How to cool down a Macbook Air … fast

Is your Macbook Air overheating? Here’s a technique I’ve been using for the last couple of years, works everytime. I suspect it still works on the new models – I *suspect* they have the same basic design flaws as the original, from looking at the case.

Problem: vents in wrong place

Those vents along the rear underside of the case … don’t work. I don’t know how they ended up there, but I suspect it was a triumph of “looks” over “not breaking the expensive laptop” (until Apple patched OS X, just running Flash was enough to cause OS shutdowns on a regular basis).

Solution: assume launch position…

Grab your Air, hold it at the hinge (so the lid doesn’t slam down and switch the laptop off), and tilt it towards you 90 degrees.

i.e. the keyboard half of the laptop should be vertical, resting on the long, bottom, edge.

The vents now vent air straight up – unimpeded – instead of down-and-out (impeded by the case itself).

Result: fast cooling

I can usually get an Air that’s been running “hot” (fans very loud and noisy) for minutes / hours to cool down in under 60 seconds using this technique.

Why does this matter?

Well … once an Air is cool, it tends to stay cool. i.e. it’s crap at bringing it’s own temperature down, but it’s got enough oomph to *keep* it at whatever temp is current. So, manual intervention fixes the problem.
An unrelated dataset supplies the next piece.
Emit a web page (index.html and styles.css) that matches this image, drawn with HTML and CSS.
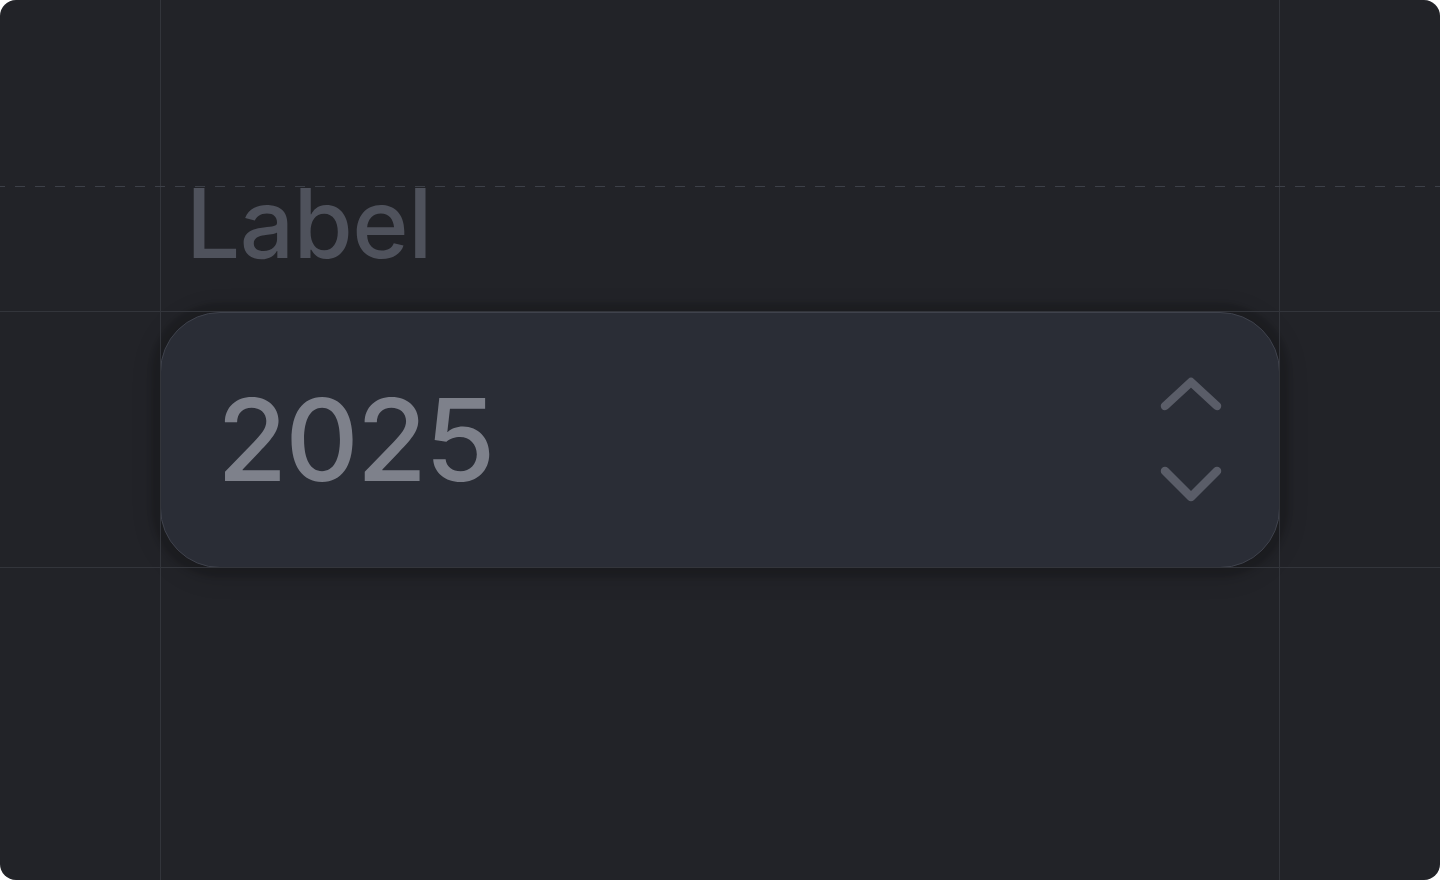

Super-fast cooling (a.k.a. “PANIC!”)

What do you do if your Air starts beeping?

(hint: this is the never-actually-explained-to-you hardware warning that “your CPU is about to melt. Cool it down NOW or buy a new laptop”. I wonder how many people realise what’s happening when they hear that screeching, high-pitched beep and think “WTF?”)

As above, only shut the lid too.

This may seem counter-intuitive – after all, this will reduce the air-surface of the Air by about 50%, reducing it’s ability to cool down.

In practice, although that’s true at low temperature, at high temperature the heat is already concentrated in the top-left corner of the keyboard (where the CPU sits) – and most of the case is too far away to help.

In practice, closing the lid causes OS X to suspend processes, which normally takes enough load of the CPU that the laptop / hardware is able to cool itself MUCH faster – but only if you’re holding the whole laptop vertically, with the vents pointing upwards.

I’ve found this normally cools an Air from “max fans” to “silent” in under 15 seconds.

4 replies on “How to cool down a Macbook Air … fast”

I admit I’m amused. You can take a CPU fan off a BIOS-using x86 CPU windows PC, and it will shut down in moments. And slow fans will lead to CPU throttling.

EFI, by and large, doesn’t support this. It really, really is solving the wrong issues…

This really works on my MBA. I use it attached to a monitor and keyboard so I prop it up on a stand with the lid closed and the vents facing up. The fan very rarely speeds up now. (which was annoying me) Hopefully the low fan speed (1800rpm) should be enough to keep out in falling dust.

I lay it out flat when I’m finished.

Splendid. Why didn’t I think of that :-)

What a ridiculously easy solution! It works great! Like Budda Dave, I work with an external monitor, so the lid is shut and the computer stays vertical when I work. Thanks!